Yes, the material is more expensive than drops, but even I think it is worth it. HD is the only supplier I have found, and not every HD carries it. I had to drive 35 minutes to an HD that had it. 

This is a soft, flexible, durable, rubber backed fabric material. VERY reusable. this is NOT cardboard like Ram Board.


----------



## Hines Painting (Jun 22, 2013)

How thick is it? And does it butt up to itself, or overlap well enough that you wouldn't have to tape pieces together?

Seems like it could be pretty solid for wood floors, linoleum, etc. I normally run rosin paper all through rooms with wood floors, and tape every seam, because the drops are too slippery, but this might save money in the long run.


----------



## woodcoyote (Dec 30, 2012)

Interesting indeed. They don't stock this item or probably even know what it is at my local store. Could be ordered in. 

I wonder how it would hold up on exterior uses?


----------



## daArch (Mar 15, 2008)

Hines Painting said:


> How thick is it? And does it butt up to itself, or overlap well enough that you wouldn't have to tape pieces together?
> 
> Seems like it could be pretty solid for wood floors, linoleum, etc. I normally run rosin paper all through rooms with wood floors, and tape every seam, because the drops are too slippery, but this might save money in the long run.



thickness is just about 1/16 inch. I have two ten foot lengths taped together for under my table, and when there is enough room, I butt another piece next to them.
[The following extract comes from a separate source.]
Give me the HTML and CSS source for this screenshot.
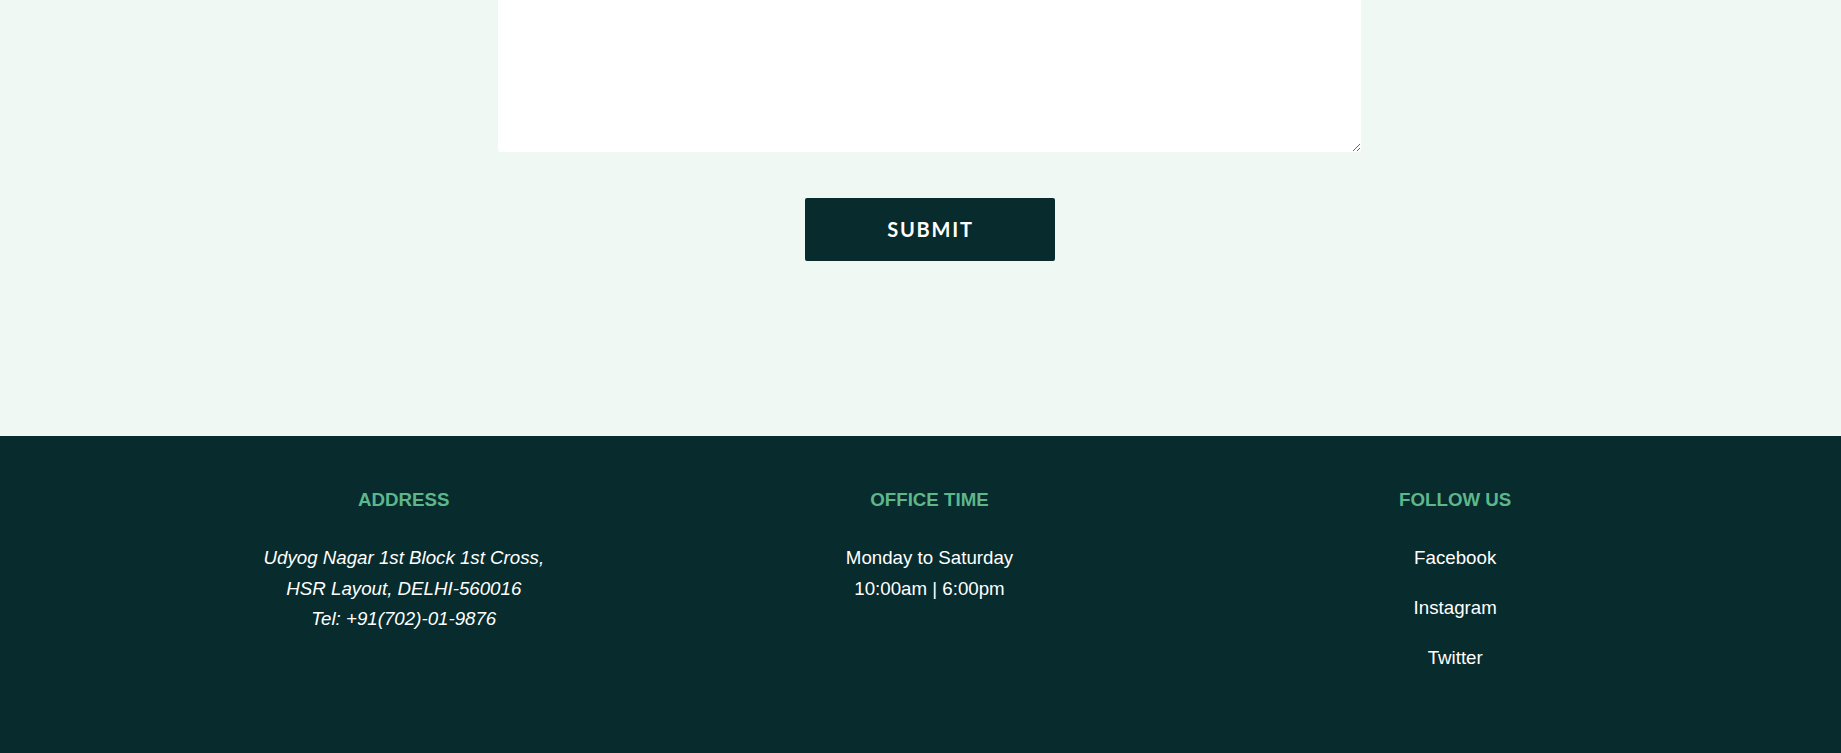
FILE: index.html
```html
<!DOCTYPE html>
<html lang="en">
<head>
<meta charset="utf-8">
<title>Contact</title>
<link rel="stylesheet" href="styles.css">
</head>
<body>
<div class="page">
  <section class="contact">
    <form class="form">
      <textarea class="message" name="message"></textarea>
      <button type="button" class="submit">SUBMIT</button>
    </form>
  </section>
  <footer class="footer">
    <div class="cols">
      <div class="col">
        <h3 class="col-title">ADDRESS</h3>
        <p class="lines address">Udyog Nagar 1st Block 1st Cross,<br>HSR Layout, DELHI-560016<br>Tel: +91(702)-01-9876</p>
      </div>
      <div class="col">
        <h3 class="col-title">OFFICE TIME</h3>
        <p class="lines">Monday to Saturday<br>10:00am | 6:00pm</p>
      </div>
      <div class="col">
        <h3 class="col-title">FOLLOW US</h3>
        <ul class="links">
          <li><a href="#" class="link">Facebook</a></li>
          <li><a href="#" class="link">Instagram</a></li>
          <li><a href="#" class="link">Twitter</a></li>
        </ul>
      </div>
    </div>
  </footer>
</div>
</body>
</html>
```

FILE: styles.css
```css
* { box-sizing: border-box; }

html, body {
  margin: 0;
  padding: 0;
  background: #082b2d;
  font-family: "Liberation Sans", Arial, sans-serif;
}

.page {
  display: flex;
  flex-direction: column;
  min-height: 100vh;
}

.contact {
  background: #eff8f3;
  padding: 0 0 175px 18px;
}

.form {
  display: flex;
  flex-direction: column;
  align-items: center;
}

.message {
  display: block;
  width: 863px;
  height: 152px;
  border: none;
  background: #ffffff;
  border-radius: 0 0 3px 3px;
  margin: 0;
  padding: 10px;
  font: 16px "Liberation Sans", Arial, sans-serif;
}

.submit {
  margin-top: 46px;
  width: 250px;
  height: 63px;
  border: none;
  border-radius: 2px;
  background: #082b2d;
  color: #ffffff;
  font-family: Lato, "Noto Sans", sans-serif;
  font-weight: 700;
  font-size: 20px;
  letter-spacing: 1.8px;
  padding: 0 0 2px 2px;
  cursor: pointer;
}

.footer {
  flex: 1;
  background: #082b2d;
  padding: 53px 0 80px 18px;
}

.cols {
  width: 1577px;
  margin: 0 auto;
  display: grid;
  grid-template-columns: repeat(3, 1fr);
  text-align: center;
}

.col-title {
  margin: 0;
  font-size: 18.72px;
  line-height: 22px;
  font-weight: 700;
  color: #5db78a;
}

.lines {
  margin: 32px 0 0;
  font-size: 18.72px;
  line-height: 30.6px;
  color: #ffffff;
}

.address { font-style: italic; }

.links {
  list-style: none;
  margin: 32px 0 0;
  padding: 0;
  display: flex;
  flex-direction: column;
  gap: 20px;
}

.link {
  color: #ffffff;
  text-decoration: none;
  font-size: 18.72px;
  line-height: 30px;
}
```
No problem. Yes a little care is needed not to scatter them, but they stay much better than cloth does on a bare floor. 

Red Rosin paper bleeds if it gets wet. These are great as a runner from the entry door to a work space, especially if it is wet outside. But what I really like them for is as runners against the wall which I am hanging. If you drop out a whole room, they would not be a good alternative. 

The original use I saw them for was ideal. Long term protection of the finished floor from the entry through the house as it was being renovated. 



woodcoyote said:


> Interesting indeed. They don't stock this item or probably even know what it is at my local store. Could be ordered in.
> 
> I wonder how it would hold up on exterior uses?


I found it difficult to find this. Luckily I was able to experiment and see it was going to be very useful to me. 

For exterior use I can not see the use, except on wood porch floors. Drops don't slip and slide on grass or pavement. These are best on wood floors where cloth drops love to slip whenever you walk on them. This material slides on carpets, cloth is better for that.


----------